List each line in which the string "page" appears.
— Start Source data —
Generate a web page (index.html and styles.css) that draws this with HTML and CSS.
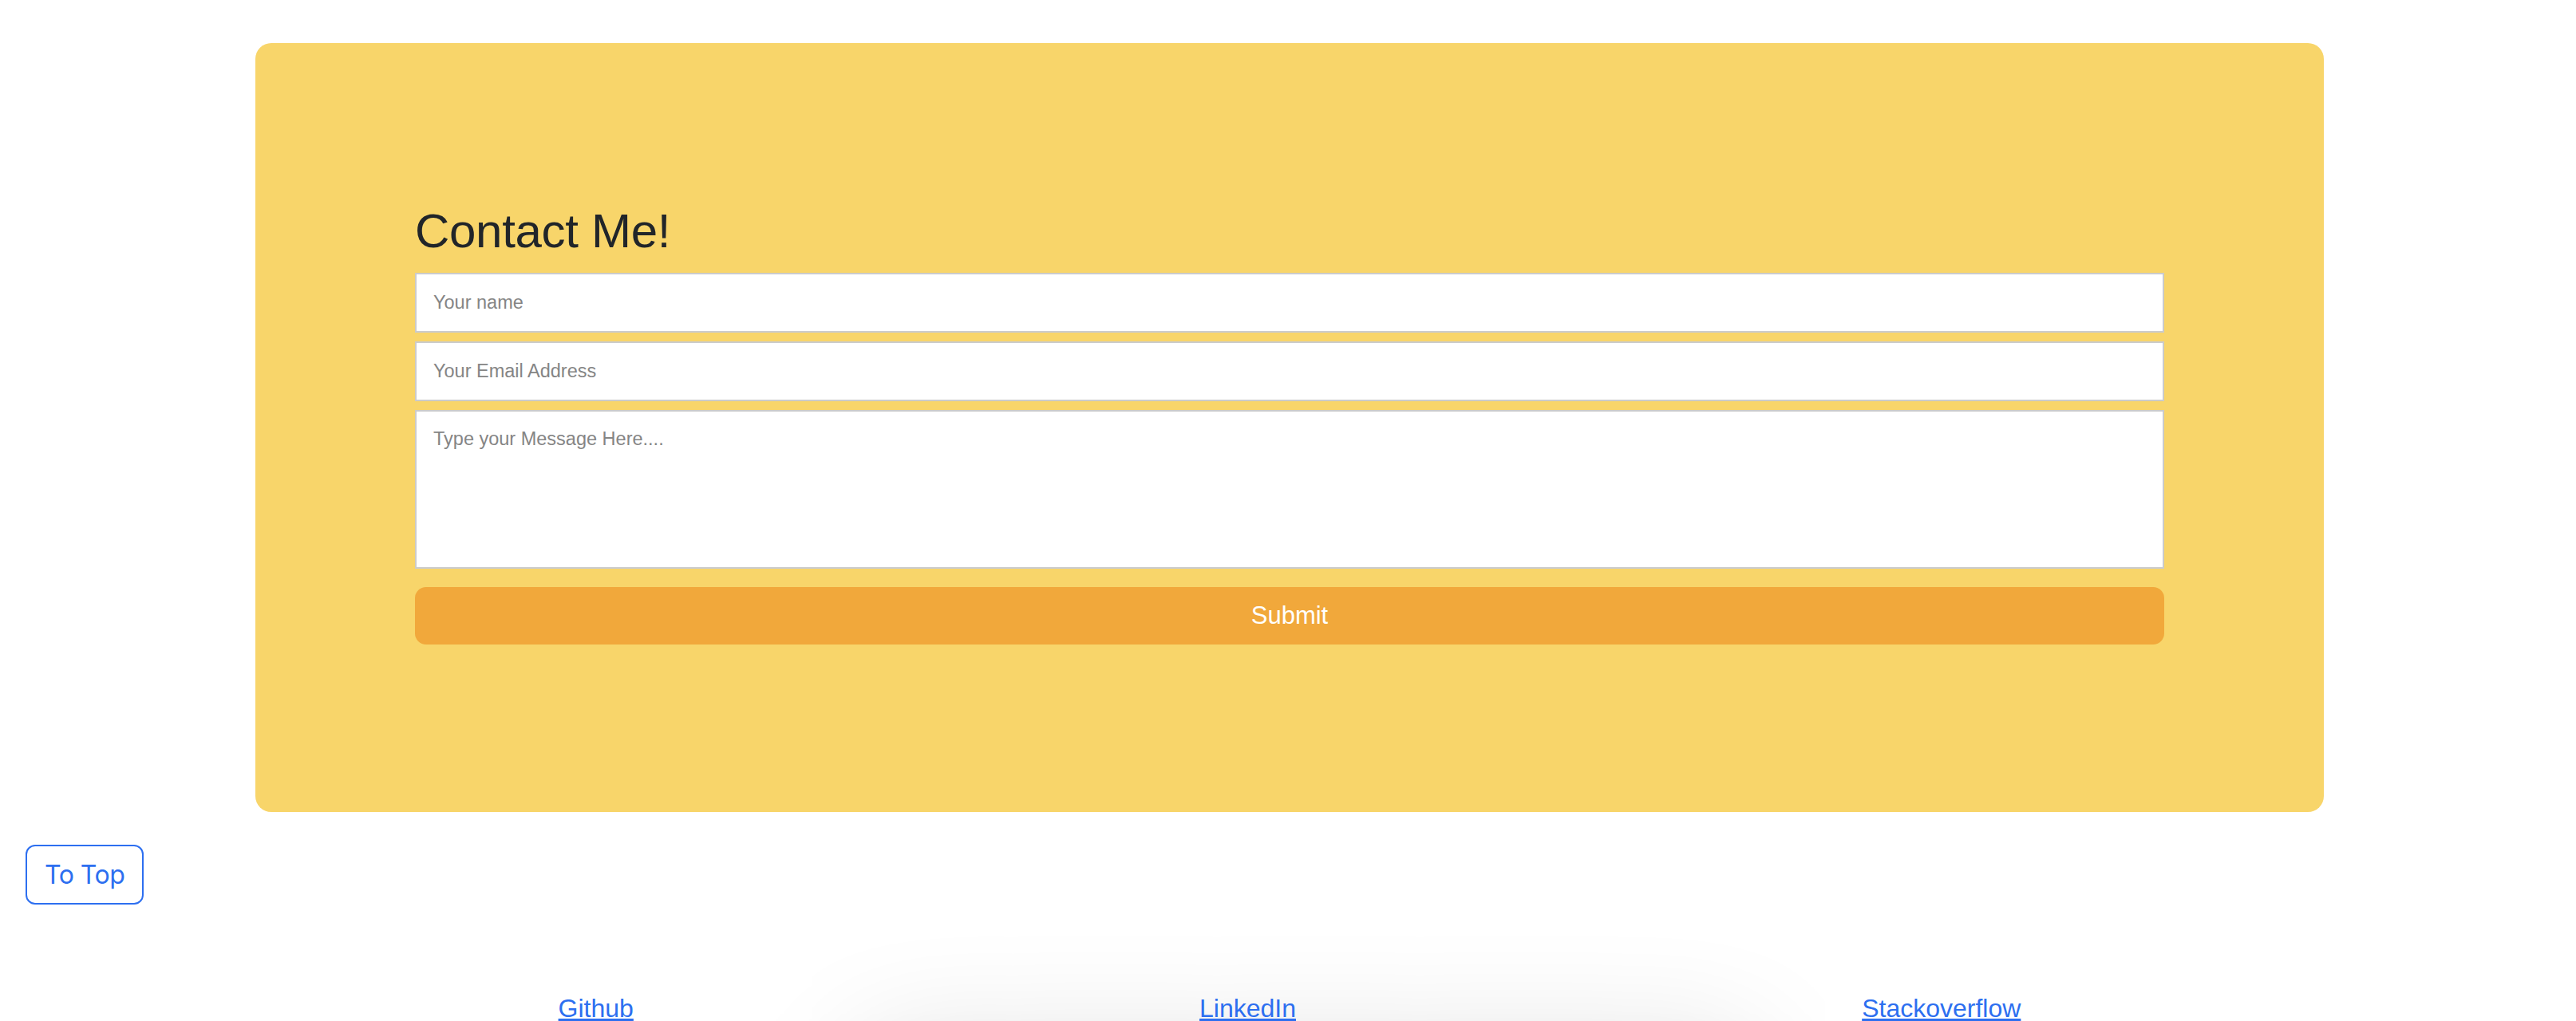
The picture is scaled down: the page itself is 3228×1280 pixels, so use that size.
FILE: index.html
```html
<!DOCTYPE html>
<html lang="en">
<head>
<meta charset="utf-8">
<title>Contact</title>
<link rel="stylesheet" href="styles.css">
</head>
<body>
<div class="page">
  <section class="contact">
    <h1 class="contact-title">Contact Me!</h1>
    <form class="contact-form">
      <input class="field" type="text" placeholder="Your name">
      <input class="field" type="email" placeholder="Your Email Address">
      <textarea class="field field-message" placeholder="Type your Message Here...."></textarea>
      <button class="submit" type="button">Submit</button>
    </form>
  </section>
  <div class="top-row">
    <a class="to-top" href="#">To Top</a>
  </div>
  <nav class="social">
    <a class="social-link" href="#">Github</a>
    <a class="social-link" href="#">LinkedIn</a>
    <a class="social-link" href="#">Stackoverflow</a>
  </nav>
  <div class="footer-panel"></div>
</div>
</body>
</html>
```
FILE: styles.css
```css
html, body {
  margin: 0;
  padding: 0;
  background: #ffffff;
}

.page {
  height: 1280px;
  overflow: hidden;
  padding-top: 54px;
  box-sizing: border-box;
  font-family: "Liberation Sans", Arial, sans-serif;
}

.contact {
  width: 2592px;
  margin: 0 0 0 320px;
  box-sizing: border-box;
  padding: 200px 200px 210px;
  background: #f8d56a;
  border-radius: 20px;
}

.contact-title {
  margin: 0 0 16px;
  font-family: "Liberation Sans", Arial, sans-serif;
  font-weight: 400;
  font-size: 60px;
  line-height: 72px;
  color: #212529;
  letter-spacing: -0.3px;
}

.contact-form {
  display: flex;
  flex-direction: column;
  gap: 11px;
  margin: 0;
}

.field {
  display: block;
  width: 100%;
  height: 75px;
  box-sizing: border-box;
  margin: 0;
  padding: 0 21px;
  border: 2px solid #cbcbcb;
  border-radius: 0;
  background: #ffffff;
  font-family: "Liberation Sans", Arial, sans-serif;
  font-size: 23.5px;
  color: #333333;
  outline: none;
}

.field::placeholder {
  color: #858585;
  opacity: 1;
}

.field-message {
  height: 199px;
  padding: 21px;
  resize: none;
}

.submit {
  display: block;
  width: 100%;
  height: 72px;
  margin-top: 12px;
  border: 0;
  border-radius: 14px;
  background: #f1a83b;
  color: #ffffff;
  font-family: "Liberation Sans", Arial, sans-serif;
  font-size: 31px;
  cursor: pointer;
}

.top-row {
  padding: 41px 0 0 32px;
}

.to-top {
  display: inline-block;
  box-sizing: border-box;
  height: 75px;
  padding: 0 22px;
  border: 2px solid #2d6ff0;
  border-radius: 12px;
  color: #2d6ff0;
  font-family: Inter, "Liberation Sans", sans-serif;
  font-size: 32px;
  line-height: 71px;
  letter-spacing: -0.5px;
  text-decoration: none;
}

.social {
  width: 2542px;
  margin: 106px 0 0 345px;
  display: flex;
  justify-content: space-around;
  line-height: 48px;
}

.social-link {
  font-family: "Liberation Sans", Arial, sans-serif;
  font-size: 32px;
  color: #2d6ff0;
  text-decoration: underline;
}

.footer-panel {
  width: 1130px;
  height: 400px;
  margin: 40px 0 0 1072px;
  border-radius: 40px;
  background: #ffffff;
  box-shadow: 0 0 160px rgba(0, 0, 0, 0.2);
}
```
— End Source data —
— Start Source data —
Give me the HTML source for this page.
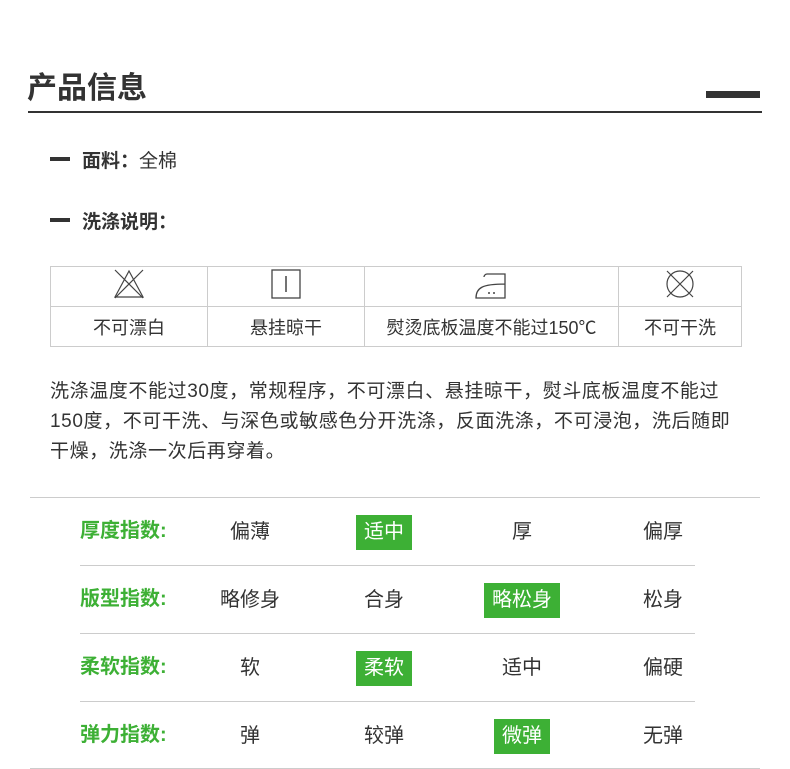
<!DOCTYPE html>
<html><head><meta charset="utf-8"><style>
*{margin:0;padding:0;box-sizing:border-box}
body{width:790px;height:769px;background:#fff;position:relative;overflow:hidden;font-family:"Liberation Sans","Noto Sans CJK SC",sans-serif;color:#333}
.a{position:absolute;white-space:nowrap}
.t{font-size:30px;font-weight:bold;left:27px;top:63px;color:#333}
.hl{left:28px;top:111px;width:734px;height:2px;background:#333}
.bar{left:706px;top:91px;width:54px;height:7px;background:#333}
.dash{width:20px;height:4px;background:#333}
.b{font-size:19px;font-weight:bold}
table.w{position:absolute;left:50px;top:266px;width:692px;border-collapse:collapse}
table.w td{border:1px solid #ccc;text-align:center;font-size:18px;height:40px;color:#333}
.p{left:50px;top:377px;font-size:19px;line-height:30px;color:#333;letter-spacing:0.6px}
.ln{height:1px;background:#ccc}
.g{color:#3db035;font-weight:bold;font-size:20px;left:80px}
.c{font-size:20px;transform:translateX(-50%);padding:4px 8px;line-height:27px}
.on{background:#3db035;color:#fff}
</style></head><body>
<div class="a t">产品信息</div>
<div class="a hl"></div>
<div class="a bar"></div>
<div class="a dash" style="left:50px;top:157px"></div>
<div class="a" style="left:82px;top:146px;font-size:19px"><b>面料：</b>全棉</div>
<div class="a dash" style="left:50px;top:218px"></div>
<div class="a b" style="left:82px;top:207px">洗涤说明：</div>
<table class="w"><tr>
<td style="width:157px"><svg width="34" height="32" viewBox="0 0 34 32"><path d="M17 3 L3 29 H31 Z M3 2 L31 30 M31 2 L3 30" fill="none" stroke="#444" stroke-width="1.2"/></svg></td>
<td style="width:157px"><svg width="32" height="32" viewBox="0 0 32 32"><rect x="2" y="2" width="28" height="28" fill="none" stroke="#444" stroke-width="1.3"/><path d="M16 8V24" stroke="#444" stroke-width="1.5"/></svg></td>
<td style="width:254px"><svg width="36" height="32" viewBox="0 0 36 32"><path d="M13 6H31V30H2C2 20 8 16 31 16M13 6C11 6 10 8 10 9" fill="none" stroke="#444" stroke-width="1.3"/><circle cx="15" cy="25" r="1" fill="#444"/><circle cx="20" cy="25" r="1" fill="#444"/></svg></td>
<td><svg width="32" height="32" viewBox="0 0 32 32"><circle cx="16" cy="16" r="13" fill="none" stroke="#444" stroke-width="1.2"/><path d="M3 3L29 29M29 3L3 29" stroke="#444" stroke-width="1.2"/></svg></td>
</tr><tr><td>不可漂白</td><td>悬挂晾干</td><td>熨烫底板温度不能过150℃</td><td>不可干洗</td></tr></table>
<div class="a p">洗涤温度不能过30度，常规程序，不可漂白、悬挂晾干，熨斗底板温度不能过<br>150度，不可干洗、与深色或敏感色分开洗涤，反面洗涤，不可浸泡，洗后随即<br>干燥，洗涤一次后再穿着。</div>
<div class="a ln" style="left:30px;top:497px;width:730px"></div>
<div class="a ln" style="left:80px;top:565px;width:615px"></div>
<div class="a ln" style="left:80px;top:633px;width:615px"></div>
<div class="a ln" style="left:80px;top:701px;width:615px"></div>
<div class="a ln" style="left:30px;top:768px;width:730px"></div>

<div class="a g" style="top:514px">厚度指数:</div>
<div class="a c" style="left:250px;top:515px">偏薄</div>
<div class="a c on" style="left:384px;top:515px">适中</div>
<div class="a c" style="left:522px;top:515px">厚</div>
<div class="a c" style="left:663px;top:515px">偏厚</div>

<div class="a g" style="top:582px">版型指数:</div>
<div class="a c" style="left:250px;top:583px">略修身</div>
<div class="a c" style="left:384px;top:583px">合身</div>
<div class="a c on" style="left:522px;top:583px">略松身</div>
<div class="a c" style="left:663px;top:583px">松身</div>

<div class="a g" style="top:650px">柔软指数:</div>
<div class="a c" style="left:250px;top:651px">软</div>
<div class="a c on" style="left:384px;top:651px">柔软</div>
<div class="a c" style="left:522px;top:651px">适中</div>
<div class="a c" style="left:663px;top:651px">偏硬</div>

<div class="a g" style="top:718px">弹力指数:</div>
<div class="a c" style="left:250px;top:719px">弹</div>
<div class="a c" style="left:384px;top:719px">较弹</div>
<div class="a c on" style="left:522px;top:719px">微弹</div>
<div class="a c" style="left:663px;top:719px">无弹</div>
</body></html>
— End Source data —
— Start Source data —
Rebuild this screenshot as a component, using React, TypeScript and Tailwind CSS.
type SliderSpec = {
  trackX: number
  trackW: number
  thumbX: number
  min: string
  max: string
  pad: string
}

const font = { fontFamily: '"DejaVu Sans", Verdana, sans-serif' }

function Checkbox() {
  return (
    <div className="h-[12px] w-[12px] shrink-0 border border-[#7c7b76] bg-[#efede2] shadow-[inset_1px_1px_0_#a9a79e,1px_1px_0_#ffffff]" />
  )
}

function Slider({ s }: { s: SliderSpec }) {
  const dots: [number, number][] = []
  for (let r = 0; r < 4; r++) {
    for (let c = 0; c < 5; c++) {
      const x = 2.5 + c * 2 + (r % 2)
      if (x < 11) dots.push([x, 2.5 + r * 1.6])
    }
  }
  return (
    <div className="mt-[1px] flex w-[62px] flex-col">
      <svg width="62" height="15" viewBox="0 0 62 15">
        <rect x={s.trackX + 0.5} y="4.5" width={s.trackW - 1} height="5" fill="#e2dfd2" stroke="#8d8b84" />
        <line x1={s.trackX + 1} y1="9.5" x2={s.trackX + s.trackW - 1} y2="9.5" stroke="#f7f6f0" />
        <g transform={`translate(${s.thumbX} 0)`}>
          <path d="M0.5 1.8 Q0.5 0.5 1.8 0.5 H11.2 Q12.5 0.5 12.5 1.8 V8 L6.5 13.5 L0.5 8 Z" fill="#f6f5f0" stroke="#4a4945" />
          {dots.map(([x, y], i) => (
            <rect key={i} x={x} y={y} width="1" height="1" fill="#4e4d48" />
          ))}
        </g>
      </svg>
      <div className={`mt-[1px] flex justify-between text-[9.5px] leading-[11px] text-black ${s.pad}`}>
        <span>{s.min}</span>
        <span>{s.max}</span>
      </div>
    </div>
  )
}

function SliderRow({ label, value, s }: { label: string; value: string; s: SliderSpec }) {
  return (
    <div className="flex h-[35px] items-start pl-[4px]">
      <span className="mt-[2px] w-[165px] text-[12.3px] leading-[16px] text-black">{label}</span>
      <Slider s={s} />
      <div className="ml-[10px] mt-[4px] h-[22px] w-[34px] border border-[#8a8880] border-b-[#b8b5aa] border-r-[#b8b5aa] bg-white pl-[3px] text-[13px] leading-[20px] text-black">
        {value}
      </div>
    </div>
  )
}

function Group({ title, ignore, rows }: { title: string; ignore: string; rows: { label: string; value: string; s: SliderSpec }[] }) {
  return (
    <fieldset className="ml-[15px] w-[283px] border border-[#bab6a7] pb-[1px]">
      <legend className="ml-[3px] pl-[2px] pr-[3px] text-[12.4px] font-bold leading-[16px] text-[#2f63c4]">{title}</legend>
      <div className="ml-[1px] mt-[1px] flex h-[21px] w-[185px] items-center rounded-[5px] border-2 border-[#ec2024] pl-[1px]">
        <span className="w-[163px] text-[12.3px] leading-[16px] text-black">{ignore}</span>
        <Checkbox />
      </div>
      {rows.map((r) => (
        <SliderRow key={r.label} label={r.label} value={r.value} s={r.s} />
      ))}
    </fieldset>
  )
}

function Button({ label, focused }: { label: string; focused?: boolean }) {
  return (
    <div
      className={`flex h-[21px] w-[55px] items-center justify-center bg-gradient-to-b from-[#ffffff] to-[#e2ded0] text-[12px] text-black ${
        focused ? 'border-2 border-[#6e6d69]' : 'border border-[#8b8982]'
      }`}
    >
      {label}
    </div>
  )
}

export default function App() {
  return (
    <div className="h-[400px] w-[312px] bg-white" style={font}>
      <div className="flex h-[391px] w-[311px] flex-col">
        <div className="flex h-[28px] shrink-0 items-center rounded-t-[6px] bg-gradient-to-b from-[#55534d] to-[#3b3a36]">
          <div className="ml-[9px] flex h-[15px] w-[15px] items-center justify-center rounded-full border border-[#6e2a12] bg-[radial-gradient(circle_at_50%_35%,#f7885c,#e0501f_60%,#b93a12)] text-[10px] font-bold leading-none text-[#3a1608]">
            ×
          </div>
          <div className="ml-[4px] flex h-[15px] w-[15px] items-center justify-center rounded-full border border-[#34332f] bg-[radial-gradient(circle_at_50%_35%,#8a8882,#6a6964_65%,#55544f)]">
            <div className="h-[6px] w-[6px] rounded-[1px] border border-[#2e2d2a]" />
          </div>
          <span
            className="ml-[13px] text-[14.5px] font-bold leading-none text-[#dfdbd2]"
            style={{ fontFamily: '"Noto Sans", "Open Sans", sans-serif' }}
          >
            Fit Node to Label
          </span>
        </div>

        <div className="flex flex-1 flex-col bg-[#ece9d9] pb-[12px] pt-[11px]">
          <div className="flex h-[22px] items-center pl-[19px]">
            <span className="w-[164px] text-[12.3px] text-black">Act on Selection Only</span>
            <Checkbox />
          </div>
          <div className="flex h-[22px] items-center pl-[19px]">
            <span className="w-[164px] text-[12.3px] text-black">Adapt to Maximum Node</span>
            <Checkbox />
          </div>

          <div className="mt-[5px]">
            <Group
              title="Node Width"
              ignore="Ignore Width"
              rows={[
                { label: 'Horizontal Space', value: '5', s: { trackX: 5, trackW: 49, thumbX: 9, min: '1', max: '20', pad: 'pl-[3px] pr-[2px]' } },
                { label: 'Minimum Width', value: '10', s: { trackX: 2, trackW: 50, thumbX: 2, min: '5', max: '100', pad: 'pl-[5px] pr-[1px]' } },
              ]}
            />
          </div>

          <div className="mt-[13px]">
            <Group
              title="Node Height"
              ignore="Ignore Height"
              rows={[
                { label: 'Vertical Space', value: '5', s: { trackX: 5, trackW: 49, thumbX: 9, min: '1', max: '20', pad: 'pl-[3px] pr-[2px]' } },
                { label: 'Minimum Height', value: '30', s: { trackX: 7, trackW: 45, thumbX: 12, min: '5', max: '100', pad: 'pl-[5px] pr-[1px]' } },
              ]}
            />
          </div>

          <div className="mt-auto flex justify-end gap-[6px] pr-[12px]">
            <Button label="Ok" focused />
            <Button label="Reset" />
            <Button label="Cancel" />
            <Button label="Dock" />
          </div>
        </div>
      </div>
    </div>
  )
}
— End Source data —
- **Right answer**
Generate a web page (index.html and styles.css) that draws this with HTML and CSS.
The picture is scaled down: the page itself is 3228×1280 pixels, so use that size.
<div class="page">
.page {
Give me the HTML source for this page.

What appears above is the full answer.